Bochum. Charlene Markow hat eine neue Weihnachtsgeschichte für Bochum geschrieben. Ein Porträt
Den betulichen Monolog wollte wohl keiner mehr hören. Hoch überm Dr.-Ruer-Platz sprach der Weihnachtsmann im Schlitten auf dem Drahtseil den immer gleichen Text. Jahr für Jahr. Veranstalter BO-Marketing wollte frischen Wind, rief das Schauspielhaus an. Chefdramaturg Olaf Kröck fragte bei Charlene Markow an. Und die junge Autorin hatte Lust auf den Job. Bald spricht der BO-Weihnachtsmann nun mit seinem Rentier und einem Engelchen - per Walkie-Talkie.
Charlene Markow ist ein Multi-Talent. Die 1984 im brandenburgischen Forst (an der polnischen Grenze) geborene Künstlerin kam 2007 nach Bochum, um Kunstgeschichte und Germanistik zu studieren. Nach dem Studienende verfiel sie dem Faszinosum des freien Rottstraße-5-Theaters, begann dort als Praktikantin und ist heute Assistentin der Leitung und feste Hausregisseurin.

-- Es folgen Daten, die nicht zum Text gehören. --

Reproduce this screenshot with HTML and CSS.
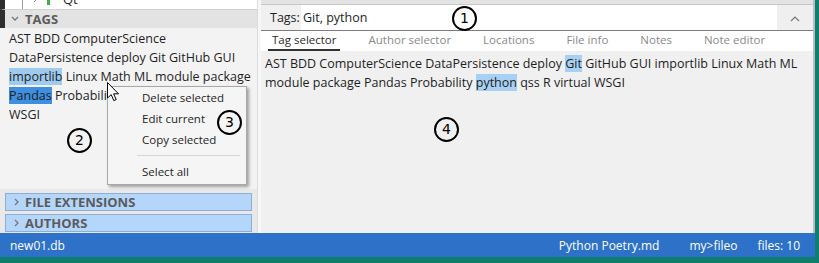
FILE: index.html
```html
<!DOCTYPE html>
<html lang="en">
<head>
    <meta charset="UTF-8">
    <title>fileo</title>
    <link rel="stylesheet" href="styles.css">
</head>
<body>

<div class="app">
    <div class="main">
        <aside class="side">
            <div class="tree">
                <div class="tree-row">
                    <span class="tree-line"></span>
                    <svg class="tree-arrow" width="6" height="8" viewBox="0 0 6 8"><polyline points="1,1 4,4 1,7" fill="none" stroke="#888" stroke-width="1"/></svg>
                    <span class="tree-icon"></span>
                    <span class="tree-text">Qt</span>
                </div>
            </div>
            <div class="section-head">
                <svg class="chev" width="8" height="6" viewBox="0 0 8 6"><polyline points="1,1 4,4 7,1" fill="none" stroke="#777" stroke-width="1.3"/></svg>
                TAGS
            </div>
            <div class="tag-list">
                AST BDD ComputerScience DataPersistence deploy Git GitHub GUI
                <span class="sel">importlib</span> Linux Math ML module package
                <span class="cur">Pandas</span> Probability python qss R virtual WSGI
            </div>
            <div class="section-bar">
                <svg class="chev" width="6" height="8" viewBox="0 0 6 8"><polyline points="1,1 4,4 1,7" fill="none" stroke="#777" stroke-width="1.3"/></svg>
                FILE EXTENSIONS
            </div>
            <div class="section-bar">
                <svg class="chev" width="6" height="8" viewBox="0 0 6 8"><polyline points="1,1 4,4 1,7" fill="none" stroke="#777" stroke-width="1.3"/></svg>
                AUTHORS
            </div>
        </aside>
        <div class="splitter"></div>
        <section class="content">
            <div class="top-gap"></div>
            <div class="filter-row">
                <label class="filter-label" for="tags">Tags:</label>
                <input class="filter-input" id="tags" type="text" value="Git, python">
                <button class="filter-btn">
                    <svg width="10" height="6" viewBox="0 0 10 6"><polyline points="1,5 5,1 9,5" fill="none" stroke="#777" stroke-width="1.2"/></svg>
                </button>
            </div>
            <nav class="tabs">
                <span class="tab active">Tag selector</span>
                <span class="tab">Author selector</span>
                <span class="tab">Locations</span>
                <span class="tab">File info</span>
                <span class="tab">Notes</span>
                <span class="tab">Note editor</span>
            </nav>
            <div class="tag-cloud">
                AST BDD ComputerScience DataPersistence deploy <span class="hit">Git</span> GitHub GUI importlib Linux Math ML
                module package Pandas Probability <span class="hit">python</span> qss R virtual WSGI
            </div>
        </section>
    </div>
    <footer class="status">
        <span class="status-db">new01.db</span>
        <span class="status-file">Python Poetry.md</span>
        <span class="status-path">my&gt;fileo</span>
        <span class="status-count">files: 10</span>
    </footer>
</div>

<div class="menu">
    <div class="menu-item">Delete selected</div>
    <div class="menu-item">Edit current</div>
    <div class="menu-item">Copy selected</div>
    <div class="menu-sep"></div>
    <div class="menu-item">Select all</div>
</div>

<svg class="cursor" width="13" height="20" viewBox="0 0 13 20">
    <path d="M0.5,0.5 L0.5,16 L4.2,12.6 L6.8,18.6 L9.2,17.6 L6.6,11.8 L11.5,11.8 Z" fill="#fff" stroke="#000" stroke-width="1"/>
</svg>

<div class="mark m1">1</div>
<div class="mark m2">2</div>
<div class="mark m3">3</div>
<div class="mark m4">4</div>

</body>
</html>
```

FILE: styles.css
```css
body {
    margin: 0;
    width: 819px;
    height: 263px;
    overflow: hidden;
    background-color: #0f7f6d;
    font-family: "Open Sans", "Noto Sans", sans-serif;
    font-size: 12.5px;
    color: #1e1e1e;
    position: relative;
}
.app {
    width: 815px;
    height: 257px;
    display: flex;
    flex-direction: column;
}
.main {
    height: 233px;
    display: flex;
}

/* left panel */
.side {
    width: 257px;
    background-color: #e9e9e9;
    display: flex;
    flex-direction: column;
}
.tree {
    height: 9px;
    background-color: #fff;
    border-left: 5px solid #2e2e2e;
    border-bottom: 1px solid #d2d2d2;
    overflow: hidden;
}
.tree-row {
    display: flex;
    align-items: center;
    height: 20px;
    margin-top: -11px;
}
.tree-line {
    width: 1px;
    height: 20px;
    background-color: #a0a0a0;
    margin-left: 17px;
}
.tree-arrow {
    margin-left: 10px;
}
.tree-icon {
    width: 3px;
    height: 12px;
    background-color: #3fae4b;
    margin-left: 8px;
}
.tree-text {
    margin-left: 13px;
    font-size: 13px;
}
.section-head {
    height: 18px;
    background-color: #e3e3e3;
    border-left: 5px solid #2e2e2e;
    display: flex;
    align-items: center;
    font-weight: bold;
    font-size: 13px;
    color: #5b5b5b;
}
.section-head .chev {
    margin: 0 6px 0 6px;
}
.tag-list {
    height: 157px;
    background-color: #f3f3f3;
    padding: 1px 2px 3px 9px;
    line-height: 19px;
}
.sel {
    background-color: #9fcbf0;
}
.cur {
    background-color: #3e8fe0;
}
.section-bar {
    height: 16px;
    margin: 4px 5px 0;
    background-color: #b4d6fb;
    border: 1px solid #90aed4;
    display: flex;
    align-items: center;
    font-weight: bold;
    font-size: 13px;
    color: #5b5b5b;
}
.section-bar + .section-bar {
    margin-top: 3px;
}
.section-bar .chev {
    margin: 0 5px 0 8px;
}
.splitter {
    width: 3px;
    background-color: #f7f7f7;
    border-left: 1px solid #dcdcdc;
}

/* right panel */
.content {
    flex: 1;
    background-color: #f0f0f0;
    border-right: 2px solid #bcbcbc;
    display: flex;
    flex-direction: column;
}
.top-gap {
    height: 4px;
    background-color: #e3e3e3;
    border-bottom: 1px solid #c6c6c6;
}
.filter-row {
    height: 25px;
    display: flex;
    border-bottom: 1px solid #7d7d7d;
}
.filter-label {
    width: 31px;
    padding-left: 9px;
    line-height: 25px;
    background-color: #f0f0f0;
}
.filter-input {
    flex: 1;
    border: none;
    background-color: #fff;
    font-family: inherit;
    font-size: 12.5px;
    color: #1e1e1e;
    padding: 0 2px;
    outline: none;
}
.filter-btn {
    width: 36px;
    border: none;
    background-color: #efefef;
    padding: 0;
}
.tabs {
    height: 20px;
    background-color: #fff;
    display: flex;
    gap: 24px;
    padding-left: 7px;
    font-size: 11.5px;
    white-space: nowrap;
}
.tab {
    padding: 0 4px;
    line-height: 18px;
    color: #8a8a8a;
}
.tab.active {
    color: #2a2a2a;
    border-bottom: 2px solid #333;
}
.tag-cloud {
    flex: 1;
    padding: 3px 5px 0 4px;
    line-height: 19px;
}
.hit {
    background-color: #a8d0f4;
}

/* status bar */
.status {
    height: 24px;
    background-color: #2d72c8;
    color: #fff;
    font-size: 12px;
    display: flex;
    align-items: center;
    padding-left: 10px;
    white-space: nowrap;
}
.status-db {
    flex: 1;
}
.status-file {
    margin-right: 30px;
}
.status-path {
    margin-right: 20px;
}
.status-count {
    margin-right: 15px;
}

/* context menu */
.menu {
    position: absolute;
    left: 107px;
    top: 86px;
    width: 138px;
    padding: 0 0 2px;
    background-color: #f5f5f5;
    border: 1px solid #a8a8a8;
    box-shadow: 2px 2px 3px rgba(0, 0, 0, 0.35);
    font-size: 11.5px;
}
.menu-item {
    line-height: 21px;
    padding-left: 34px;
}
.menu-sep {
    height: 1px;
    background-color: #d6d6d6;
    margin: 5px 6px 5px 29px;
}
.cursor {
    position: absolute;
    left: 107px;
    top: 82px;
}

/* annotation markers */
.mark {
    position: absolute;
    width: 21px;
    height: 21px;
    border: 2px solid #000;
    border-radius: 50%;
    text-align: center;
    line-height: 21px;
    font-size: 14px;
    color: #000;
    font-family: "DejaVu Sans", sans-serif;
}
.m1 { left: 452px; top: 6px; background-color: #fff; }
.m2 { left: 67px; top: 128px; }
.m3 { left: 217px; top: 110px; background-color: #f5f5f5; }
.m4 { left: 434px; top: 117px; }
```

Sie hat schon Stoffe von Joseph Conrad, Arthur Schnitzler und Christa Wolf inszeniert, in diesem Jahr zwei selbstverlegte bibliophile Bände Lyrischer Prosa verfasst und auch schon öffentlich gelesen und eine Ausstellung mit Collagen im Herrenzimmer gezeigt.
Die Bochumer Weihnachtsgeschichte ist für sie eine Auftragsarbeit. „Ich schreibe gerne Geschichten für Kinder, habe sogar mal ein Kinderbuch angefangen.“ Entsprechend habe sie sofort zugesagt als Dramaturg Kröck sie im Spätsommer angerufen habe. Jetzt werden drei Schauspielhaus-Darsteller die 8-minütige Story einsprechen, die Stuntman Falko Traber dann in zwei Versionen im Bochumer Abendhimmel über dem Weihnachtsmarkt zeigen wird. Eine für in der Woche, eine spektakulärere Version mit Abseil-Action für das Wochenende. „Weniger getragen, wesentlich lebendiger“, so die Autorin.
Nicht viel zu tun hat derlei aber mit ihren anderen Texten. Ihre Lyrische Prosa ist geschult an ihren Lieblingsautoren und -Autorinnen. Vor allem jenen aus Österreich, über die Markow auch im Studium gearbeitet hat. Peter Handke etwa oder die düster-schöne Friederike Mayröcker. Markows Texte, es liegen vor die Bände „Wechselbalg“ und „Blaupause“, sind zudem stark autobiografisch durchsetzt. Keine einfache Lektüre, voller rätselhafter Bilder, doch auch mit oft kühl erfasster Gegenwart versetzt. Nach ihrem Studium habe sie zunächst vor allem mit Texten arbeiten wollen, das Theater öffnete ihren Blick für die Schönheit der Verbindung von Sprache und Bild.
Doch das Leben als freischaffende Künstlerin ist nicht einfach, weshalb auch Markow einem Zweitjob nachgeht. Wer gesehen hat, wie sie als Thekenkraft einer Kneipe im Dreieck eine Handvoll betrunkener Arsenal-London-Fußballfans in einen Schülerchor verwandelte, der sich per Handkuss von ihr verabschiedete, der erahnt die Energie der schmalen Künstlerin.
Leider verlässt sie Bochum, die Stadt ihrer künstlerischen Prägung, wie sie sagt. Sie geht Anfang 2014 nach Leipzig. Sie hinterlässt eine Lücke und eine Weihnachtsgeschichte.